NC State During World War I

In commemoration of the 100th anniversary of U.S. participation in World War I, Special Collections News continues its examination of the impact that the war had on NC State students, faculty, and campus.  Visit our previous post on NC State during WWI, as well as the post by our colleagues at the NC State News blog.  The post below will look at changes in enrollment and student academic performance.    

Enrollment Sank . . .

The war destabilized enrollment at NC State.  Shortly after the United States declared war on 6 April 1917, approximately 100 students withdrew from the college, even before the school year ended.  The total enrollment was less than 800 during the 1916-1917 academic year, so the early departures were significant.  As President Wallace Carl Riddick reported to the Board of Trustees in May 1917, “a majority of those withdrawing have entered some phase of military service, while quite a number have gone home to work on the farms, having been induced to do so by the shortage of labor and the active food-production propaganda which is being spread throughout the state.”

NC State College Regiment, 1917-1918 (Agromeck, 1918)NC State Regiment, 1917-1918 (Agromeck, 1918)

The 1917-1918 academic year saw considerably fewer students at NC State–just 629 according to Riddick’s May 1918 report to the Board of Trustees.  The junior and senior classes were halved, all graduate students had departed, and considerably fewer people had taken the short courses.  (During the early twentieth century, short courses of eight weeks or less provided training to Agricultural Extension Service agents, farmers, and other rural citizens.)  Riddick noted that the decrease “. . . is no doubt due to the fact that many men who would have taken these courses have enlisted in military service.

. . . Then Spiked

Enrollment swung in the other direction during the following year, 1918-1919.  It jumped to more than 1000 students in both full semester courses and short courses, and this was the largest enrollment at NC State up to that time.  Nearly 600 of those enrolled came to NC State because of the Student Army Training Corps (SATC), a U.S. military program designed to provide simultaneously college education and military training.  SATC completely replaced the ROTC program at NC State during the Fall 1918 semester.

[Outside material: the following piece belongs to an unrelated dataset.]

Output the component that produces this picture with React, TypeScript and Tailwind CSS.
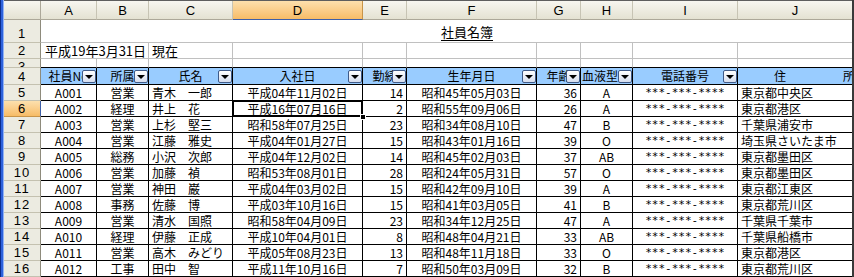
import React from 'react';

const widths = [
  'w-[56px]',
  'w-[52px]',
  'w-[84px]',
  'w-[130px]',
  'w-[44px]',
  'w-[130px]',
  'w-[44px]',
  'w-[52px]',
  'w-[105px]',
  'w-[114px]',
];

const letters = ['A', 'B', 'C', 'D', 'E', 'F', 'G', 'H', 'I', 'J'];

const aligns = [
  'justify-center',
  'justify-center',
  'justify-start pl-[3px]',
  'justify-center',
  'justify-end pr-[3px]',
  'justify-center',
  'justify-end pr-[3px]',
  'justify-center',
  "justify-center font-['DejaVu_Sans_Mono',monospace] text-[11px]",
  'justify-start pl-[3px]',
];

const data: string[][] = [
  ['A001', '営業', '青木　一郎', '平成04年11月02日', '14', '昭和45年05月03日', '36', 'A', '***-***-****', '東京都中央区'],
  ['A002', '経理', '井上　花', '平成16年07月16日', '2', '昭和55年09月06日', '26', 'A', '***-***-****', '東京都港区'],
  ['A003', '営業', '上杉　堅三', '昭和58年07月25日', '23', '昭和34年08月10日', '47', 'B', '***-***-****', '千葉県浦安市'],
  ['A004', '営業', '江藤　雅史', '平成04年01月27日', '15', '昭和43年01月16日', '39', 'O', '***-***-****', '埼玉県さいたま市'],
  ['A005', '総務', '小沢　次郎', '平成04年12月02日', '14', '昭和45年02月03日', '37', 'AB', '***-***-****', '東京都墨田区'],
  ['A006', '営業', '加藤　禎', '昭和53年08月01日', '28', '昭和24年05月31日', '57', 'O', '***-***-****', '東京都墨田区'],
  ['A007', '営業', '神田　巌', '平成04年03月02日', '15', '昭和42年09月10日', '39', 'A', '***-***-****', '東京都江東区'],
  ['A008', '事務', '佐藤　博', '平成03年10月16日', '15', '昭和41年03月05日', '41', 'B', '***-***-****', '東京都荒川区'],
  ['A009', '営業', '清水　国照', '昭和58年04月09日', '23', '昭和34年12月25日', '47', 'A', '***-***-****', '千葉県千葉市'],
  ['A010', '経理', '伊藤　正成', '平成10年04月01日', '8', '昭和48年04月21日', '33', 'AB', '***-***-****', '千葉県船橋市'],
  ['A011', '営業', '高木　みどり', '平成05年08月23日', '13', '昭和48年11月18日', '33', 'O', '***-***-****', '東京都港区'],
  ['A012', '工事', '田中　智', '平成11年10月16日', '7', '昭和50年03月09日', '32', 'B', '***-***-****', '東京都荒川区'],
];

const headers = ['社員No', '所属', '氏名', '入社日', '勤続', '生年月日', '年齢', '血液型', '電話番号'];

function RowHead({ n, h, sel }: { n: number; h: string; sel?: boolean }) {
  return (
    <div
      className={`w-[37px] shrink-0 ${h} flex items-center justify-center overflow-hidden border-b border-r font-['Liberation_Sans',sans-serif] text-[13px] tracking-[1px] ${
        sel
          ? 'bg-linear-to-b from-[#fde0ad] to-[#f7bc66] border-b-[#c89448] border-r-[#3d5fa8]'
          : 'bg-[#ecebe1] border-b-[#c4c1b0] border-r-[#8e8b7c]'
      }`}
    >
      {n}
    </div>
  );
}

function Drop() {
  return (
    <div className="absolute right-0 top-[2px] w-[14px] h-[13px] rounded-[2px] border border-[#3f5a88] bg-linear-to-b from-white to-[#d5ddee] flex items-center justify-center">
      <div className="w-0 h-0 border-x-[4px] border-x-transparent border-t-[4px] border-t-black" />
    </div>
  );
}

export default function App() {
  return (
    <div className="w-[854px] h-[277px] flex bg-white overflow-hidden font-['Noto_Sans_CJK_JP',sans-serif] text-[12px] text-black leading-none">
      <div className="w-[4px] shrink-0 border-l border-l-[#0c2c8c] border-r border-r-[#92b2f3] bg-[#2e62db]" />
      <div className="flex-1 min-w-0 flex flex-col border-t border-t-[#5e5e5e]">
        {/* column headers */}
        <div className="flex h-[19px] shrink-0">
          <div className="w-[37px] shrink-0 border-r border-r-[#aca899] border-b border-b-[#aca899] bg-linear-to-b from-[#f7f6f0] to-[#e4e2d2]" />
          {letters.map((l, i) => (
            <div
              key={l}
              className={`${widths[i]} shrink-0 flex items-center justify-center font-['Liberation_Sans',sans-serif] text-[13px] border-b ${
                i < 9 ? 'border-r' : ''
              } ${
                l === 'D'
                  ? 'bg-linear-to-b from-[#fde0ad] to-[#f7bc66] border-b-[#3d5fa8] border-r-[#c89448]'
                  : 'bg-linear-to-b from-[#f7f6f0] to-[#e4e2d2] border-b-[#aca899] border-r-[#c7c4b4]'
              }`}
            >
              {l}
            </div>
          ))}
        </div>

        {/* row 1 */}
        <div className="flex h-[23px] shrink-0">
          <RowHead n={1} h="h-[23px] pt-[4px]" />
          {letters.map((l, i) => (
            <div
              key={l}
              className={`${widths[i]} shrink-0 flex items-end pb-[4px] border-b border-b-[#c0c0c0] ${
                i === 5 ? 'justify-center pr-[10px] whitespace-nowrap' : ''
              }`}
            >
              {i === 5 ? <span className="text-[13px] underline underline-offset-[3px]">社員名簿</span> : null}
            </div>
          ))}
        </div>

        {/* row 2 */}
        <div className="flex h-[16px] shrink-0">
          <RowHead n={2} h="h-[16px]" />
          {letters.map((l, i) => (
            <div
              key={l}
              className={`${widths[i]} shrink-0 flex items-center border-b border-b-[#c0c0c0] whitespace-nowrap text-[13px] ${
                i > 0 && i < 9 ? 'border-r border-r-[#c0c0c0]' : ''
              } ${i === 0 ? 'pl-[4px]' : ''} ${i === 2 ? 'pl-[3px]' : ''}`}
            >
              {i === 0 ? '平成19年3月31日' : i === 2 ? '現在' : null}
            </div>
          ))}
        </div>

        {/* row 3 */}
        <div className="flex h-[9px] shrink-0">
          <RowHead n={3} h="h-[9px] items-start pt-[1px]" />
          {letters.map((l, i) => (
            <div
              key={l}
              className={`${widths[i]} shrink-0 border-b border-b-black ${i < 9 ? 'border-r border-r-[#c0c0c0]' : ''}`}
            />
          ))}
        </div>

        {/* row 4: table header */}
        <div className="flex h-[17px] shrink-0">
          <RowHead n={4} h="h-[17px]" />
          {headers.map((t, i) => (
            <div
              key={t}
              className={`${widths[i]} relative shrink-0 flex items-center overflow-hidden whitespace-nowrap border-r border-b border-black bg-[#99ccff] ${
                i === 7 ? 'justify-start pl-[1px]' : 'justify-center'
              }`}
            >
              <span>{t}</span>
              <Drop />
            </div>
          ))}
          <div className="w-[114px] shrink-0 flex items-center overflow-hidden whitespace-nowrap border-b border-black bg-[#99ccff] pl-[36px] gap-[57px]">
            <span>住</span>
            <span>所</span>
          </div>
        </div>

        {/* data rows */}
        {data.map((r, ri) => {
          const n = ri + 5;
          const sel = n === 6;
          return (
            <div key={n} className="flex h-[16px] shrink-0">
              <RowHead n={n} h="h-[16px]" sel={sel} />
              {r.map((v, i) =>
                sel && i === 3 ? (
                  <div
                    key={i}
                    className={`${widths[i]} relative shrink-0 flex items-center whitespace-nowrap border-b border-r border-black ${aligns[i]}`}
                  >
                    <span>{v}</span>
                    <div className="absolute left-[-1px] top-[-1px] right-[-1px] bottom-[-1px] border-2 border-black z-10" />
                    <div className="absolute right-[-4px] bottom-[-4px] w-[6px] h-[6px] bg-black border border-white z-20" />
                  </div>
                ) : (
                  <div
                    key={i}
                    className={`${widths[i]} shrink-0 flex items-center overflow-hidden whitespace-nowrap border-b border-black ${
                      i < 9 ? 'border-r' : ''
                    } ${aligns[i]}`}
                  >
                    <span>{v}</span>
                  </div>
                )
              )}
            </div>
          );
        })}
      </div>
      <div className="w-[2px] shrink-0 bg-[#3a3a3a]" />
    </div>
  );
}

“Disturbing Effect” on Students

NC State College Regiment Lined Up near Leazar Hall, 1918-1919 (Agromeck 1919)

In President Riddick’s reports to the Board of Trustees, he repeatedly lamented the effect that the war had on student academic performance.  As early as May 1917, just as one month after the war declaration, he complained that some students “. . . have simply given way to that tendency . . . to quit studying when anything exciting happens.”   A year later he claimed that there remained “. . . a feeling of unrest among our students,” caused by them foregoing class and study ” . . . to take part in many parades and public exercises in behalf of the Red Cross, Y.M.C.A., Liberty Bonds, and other special war work.”  This had a “disturbing effect,” he claimed, yet admitted that “the work of our students has, I believe, been about up to average.”  Fall 1918 saw the worst disruptions because of confusion from the newly implemented SATC program and an influenza epidemic.  Riddick merely commented, “we could hardly have expected that the work of the students would be up to the usual standard . . . .”   In future posts Special Collections news will report more on the effect of the SATC program and the flu epidemic on NC State.

NOTE ON SOURCES:

The above post is primarily based on information in reports that President Wallace Carl Riddick made to the Board of Trustees.  These reports are filed with the Board of Trustees Minutes.  Similar information, although much condensed, also appears in the 1918 and 1919 Agromeck yearbooks.